The air conditioner of any of claims 1 to 5, wherein the blower fans (30 and 40) include transverse fans (34 and 44) longitudinally disposed from side to side of the chassis (12), and motors (36 and 46) installed at one of the left and right sides of the chassis (12) so as to rotate the transverse fans, respectively.
The air conditioner of any of claims 1 to 7, wherein the air conditioner (1) is a wall-type air conditioner.
A control method of an air conditioner, in which only an upper blower fan (30) disposed on the inside upper portion of the air conditioner (1) is driven during a cooling operation of the air conditioner (1) so as to discharge cool air through an upper air discharge opening (4), and only a lower blower fan (40) disposed on the inside lower portion of the air conditioner (1) is driven during a heating operation of the air conditioner (1) so as to discharge warm air through a lower air discharge opening (6).
A control method of an air conditioner, comprising:
simultaneously driving an upper blower fan (30) disposed on the inside upper portion of the air conditioner (1) and a lower blower fan (40) disposed on the inside lower portion of the air conditioner during a cooling or heating operation of the air conditioner (S11)(S12)(S15)(S16); and

after the simultaneous driving, if the air conditioner (1) is in a cooling operation, stopping the lower blower fan (40) and driving only the upper blower fan (30), and if the air conditioner (1) is in a heating operation, stopping the upper bower fan (30) and driving only the lower bower fan (40) (S13)(S14)(S17)(S18).
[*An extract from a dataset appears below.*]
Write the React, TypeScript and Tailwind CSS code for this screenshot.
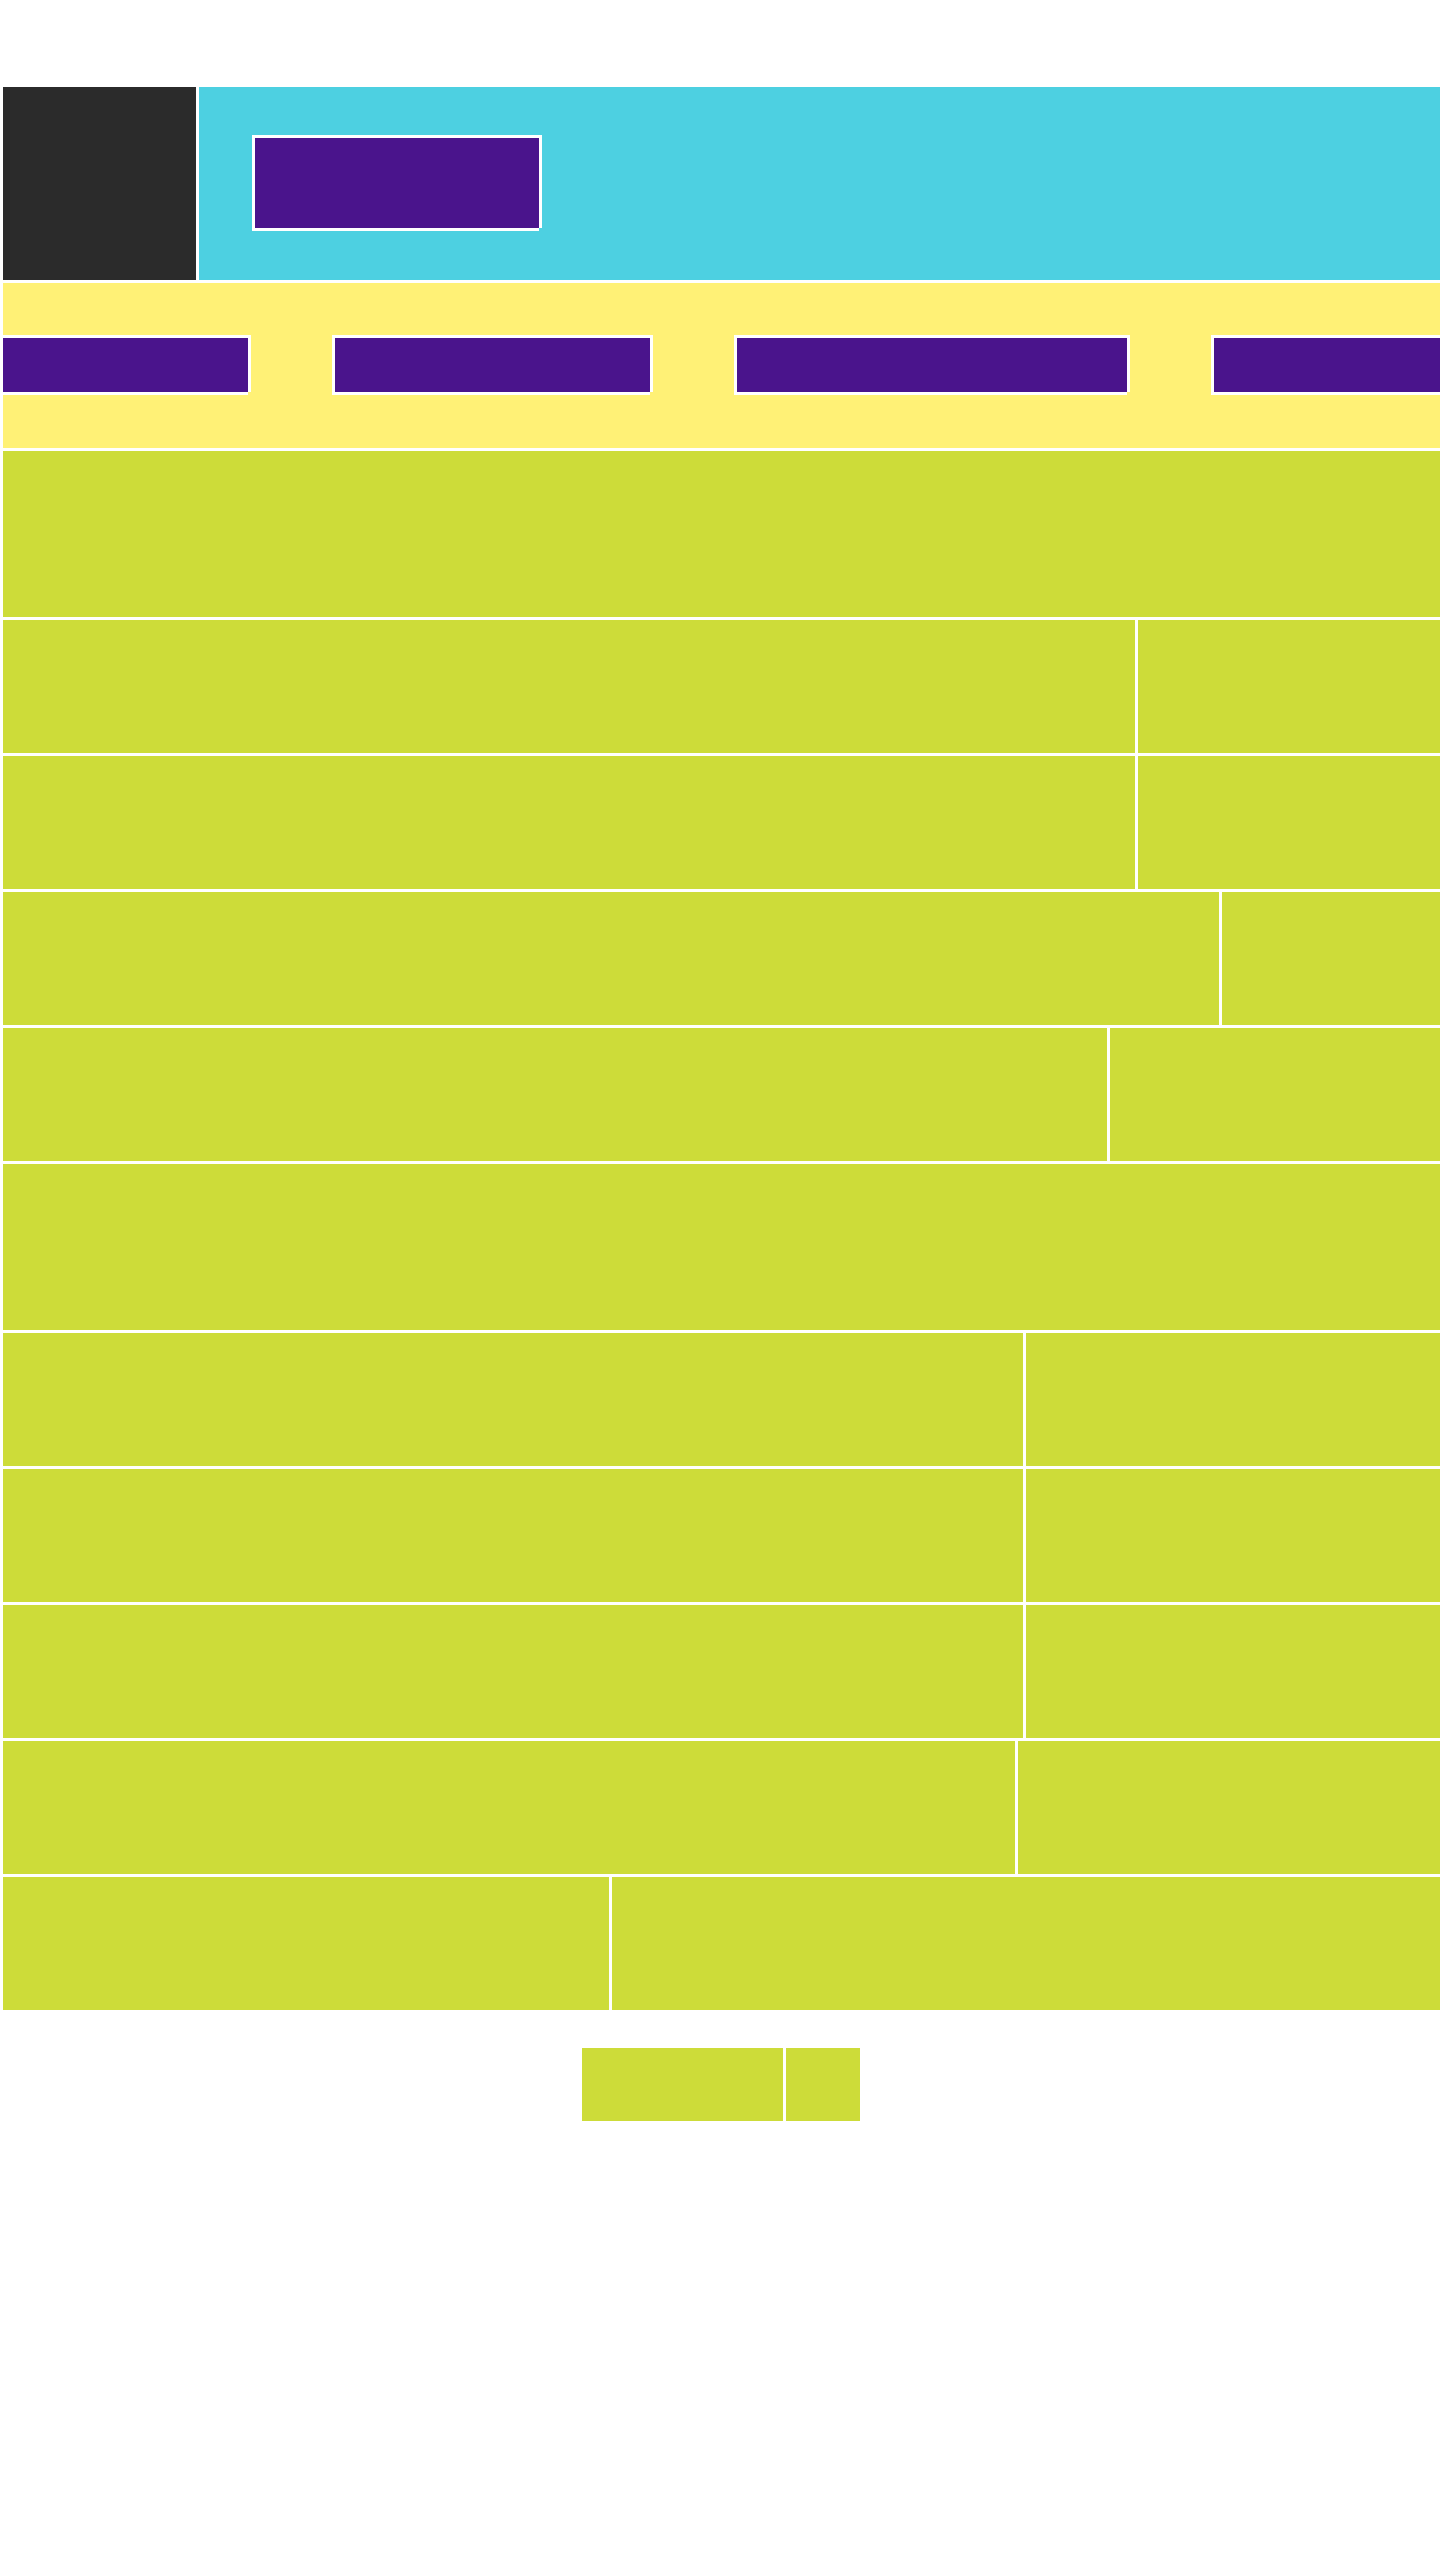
type Row = { id: string; detail?: string };

const edge =
  'shadow-[3px_0_#fff,3px_-3px_#fff,-3px_-3px_#fff,-3px_3px_#fff,0_3px_#fff]';

const tabs = [
  { id: 'first', width: 'w-[245px]' },
  { id: 'second', width: 'w-[315px]' },
  { id: 'third', width: 'w-[390px]' },
  { id: 'fourth', width: 'w-[315px]' },
];

const sections: Row[][] = [
  [
    { id: 'a1', detail: 'w-[302px]' },
    { id: 'a2', detail: 'w-[302px]' },
    { id: 'a3', detail: 'w-[218px]' },
    { id: 'a4', detail: 'w-[330px]' },
  ],
  [
    { id: 'b1', detail: 'w-[414px]' },
    { id: 'b2', detail: 'w-[414px]' },
    { id: 'b3', detail: 'w-[414px]' },
    { id: 'b4', detail: 'w-[422px]' },
    { id: 'b5', detail: 'w-[828px]' },
  ],
];

function Header() {
  return (
    <header className="flex h-[193px] gap-[3px]">
      <div className="w-[193px] shrink-0 bg-[#2b2b2b]" />
      <div className="flex flex-1 items-start bg-[#4dd0e1] px-14 pt-[51px]">
        <button
          type="button"
          aria-label="Home"
          className={`h-[90px] w-[284px] bg-[#4a148c] ${edge}`}
        />
      </div>
    </header>
  );
}

function Tabs() {
  return (
    <nav className="flex h-[165px] gap-[87px] overflow-hidden bg-[#fff176] pt-[55px]">
      {tabs.map((tab) => (
        <button
          key={tab.id}
          type="button"
          aria-label={`Open ${tab.id} tab`}
          className={`h-[54px] shrink-0 bg-[#4a148c] ${tab.width} ${edge}`}
        />
      ))}
    </nav>
  );
}

function Section({ rows }: { rows: Row[] }) {
  return (
    <section className="flex flex-col gap-[3px]">
      <div className="h-[166px] bg-[#cddc39]" />
      <ul className="flex flex-col gap-[3px]">
        {rows.map((row) => (
          <li key={row.id} className="flex h-[133px] gap-[3px]">
            <div className="flex-1 bg-[#cddc39]" />
            <div className={`bg-[#cddc39] ${row.detail}`} />
          </li>
        ))}
      </ul>
    </section>
  );
}

export default function App() {
  return (
    <div className="min-h-screen bg-white pt-[87px]">
      <div className="flex flex-col gap-[3px] pl-[3px]">
        <Header />
        <Tabs />
        <main className="flex flex-col gap-[3px]">
          {sections.map((rows) => (
            <Section key={rows[0].id} rows={rows} />
          ))}
        </main>
      </div>
      <footer className="flex justify-center gap-[3px] pt-[38px] pl-0.5">
        <div className="h-[73px] w-[201px] bg-[#cddc39]" />
        <div className="h-[73px] w-[74px] bg-[#cddc39]" />
      </footer>
    </div>
  );
}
The method of claim 10, wherein if the simultaneous driving is performed for a predetermined time (S11)(S12)(S14)(S15), the separate driving is performed (S13)(S14)(S17)(S18) .
The method of claim 10, wherein after performing the simultaneous driving, if an indoor temperature increases or decreases by a predetermined temperature(S11)(S12)(S14)(S15), the separate driving is performed (S13)(S14)(S17)(S18).